Moral codes (rules/laws) are civil, and can only be enforced.

2.12-11 To require others beyond oneself to be 'ethical' (or to label them as being unethical) is itself (inherently) unethical.
One cannot enforce ethics (ethical action and choice) on another, on any other, in any world, ever. It is impossible.
Only by being ethical can one encourage, allow, and enable others to also be ethical.

2.12-12 One can only act effectively/ethically as oneself (personally) in every world, always. One can never act on behalf of, or in the place of another, any other, ever (this includes acting on behalf of causality or 'the universe'; one's own subjectivity cannot ever replace or supplant the objectivity of any world).

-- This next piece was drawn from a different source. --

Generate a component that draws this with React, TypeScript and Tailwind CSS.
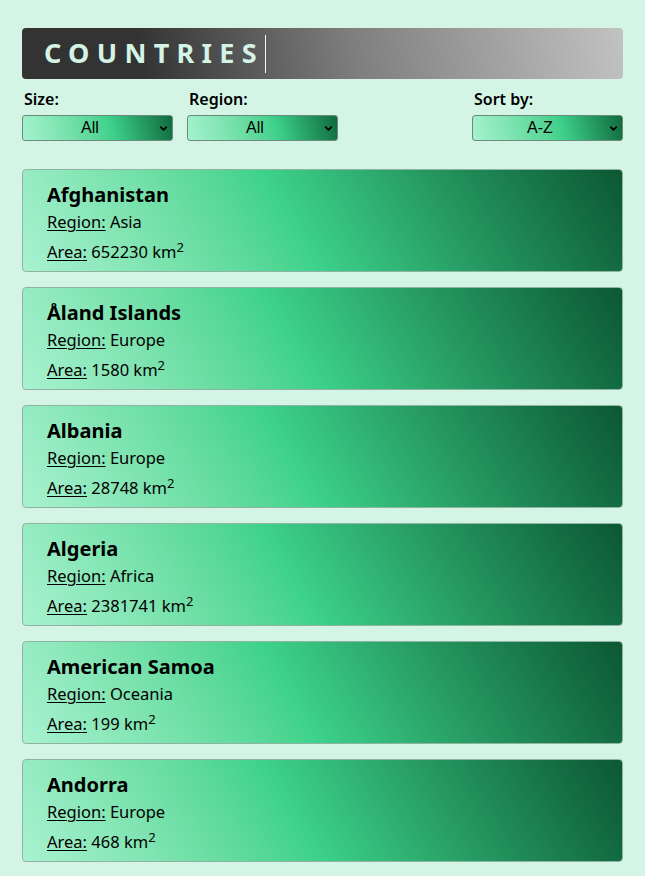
import { ChevronDown } from 'lucide-react';

const countries = [
    { name: 'Afghanistan', region: 'Asia', area: 652230 },
    { name: 'Åland Islands', region: 'Europe', area: 1580 },
    { name: 'Albania', region: 'Europe', area: 28748 },
    { name: 'Algeria', region: 'Africa', area: 2381741 },
    { name: 'American Samoa', region: 'Oceania', area: 199 },
    { name: 'Andorra', region: 'Europe', area: 468 },
];

function Filter({ label, value, className }: { label: string; value: string; className?: string }) {
    return (
        <div className={`flex flex-col ${className ?? ''}`}>
            <label className="mb-[6px] pl-[2px] text-[16px] leading-[20px] font-semibold text-black">
                {label}
            </label>
            <div className="relative h-[26px] w-[151px]">
                <select
                    defaultValue={value}
                    className="h-full w-full appearance-none rounded-[3px] border border-[#6b8a7a] bg-linear-75 from-[#a5f3cf] via-[#3ccf8a] via-60% to-[#0f6a3d] pr-[15px] text-center font-['Liberation_Sans',sans-serif] text-[16px] text-black [text-align-last:center]"
                >
                    <option>{value}</option>
                </select>
                <ChevronDown
                    className="pointer-events-none absolute top-[8px] right-[4px] h-[11px] w-[11px] text-black"
                    strokeWidth={4}
                />
            </div>
        </div>
    );
}

export default function App() {
    return (
        <div className="min-h-screen bg-[#d4f5e6] px-[22px] pt-[28px] pb-4 font-['Noto_Sans',sans-serif]">
            <header className="flex h-[51px] items-center rounded-[4px] bg-linear-[80deg] from-[#333333] from-20% via-[#7e7e7e] via-55% to-[#c2c2c2] pl-[22px]">
                <h1 className="flex h-[38px] items-center border-r border-[#e8fff4] pr-[1px] text-[27px] font-bold tracking-[0.27em] text-[#d4f5e6]">
                    COUNTRIES
                </h1>
            </header>

            <div className="mt-[10px] flex">
                <Filter label="Size:" value="All" />
                <Filter label="Region:" value="All" className="ml-[14px]" />
                <Filter label="Sort by:" value="A-Z" className="ml-auto" />
            </div>

            <ul className="mt-[28px] flex flex-col gap-[15px]">
                {countries.map((c) => (
                    <li
                        key={c.name}
                        className="h-[103px] rounded-[4px] border border-[#8fb3a1] bg-linear-60 from-[#a8f2d0] via-[#3dd28b] via-45% to-[#0b5833] px-[24px] pt-[12px] text-black"
                    >
                        <h2 className="text-[20px] leading-[26px] font-bold">{c.name}</h2>
                        <p className="mt-[2px] text-[16.5px] leading-[24px]">
                            <span className="underline underline-offset-2">Region:</span> {c.region}
                        </p>
                        <p className="mt-[6px] text-[16.5px] leading-[24px]">
                            <span className="underline underline-offset-2">Area:</span> {c.area} km
                            <sup className="text-[13px]">2</sup>
                        </p>
                    </li>
                ))}
            </ul>
        </div>
    );
}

2.12-13 To attempt to make life adhere strictly, ultimately, and absolutely, to a moral code (without exceptions, no matter how minor) is to eventually kill it (4), to loose all meaningfulness and value, up to an including even the value of and meaning of the moral code itself.

Life (and evolution) itself depends in part on occasional exceptions. No single set of rules, no matter of what origin, can encompass life.

2.12-14 One chooses most effectively when choosing (and continuing to choose) from one's deepest basis of desire (love) (5).
Such choices should express that desire as affirming all of life at all levels of being, in all worlds.

2.12-15 Choices (and actions) are most effective when they are the most ethical; when they preserve both symmetry and continuity.

Love has the nature of the transcendent.
Life has the nature of the immanent.
Will has the nature of the omniscient.

Will has the nature of form and the being of attention to exist as a (one) cause.
Love has the nature of feeling and the being of intention to create many choices.

1.66-13 Any choice that one makes which is supportive and nurturing of all aspects of one's own being
will also have consequences which are supportive of all being(s) (apparently) external to ourselves (6).

2.12-16 Where the degree of intensity in interaction is very high, so also is one required to act with a very high level of integrity (7) (very ethically).

2.12-17 To sustain the integrity of self, be conscious of and choose the level of intensity of interaction with a world.
Be sure to choose the time of the best usage of intensity, and of involvement with it.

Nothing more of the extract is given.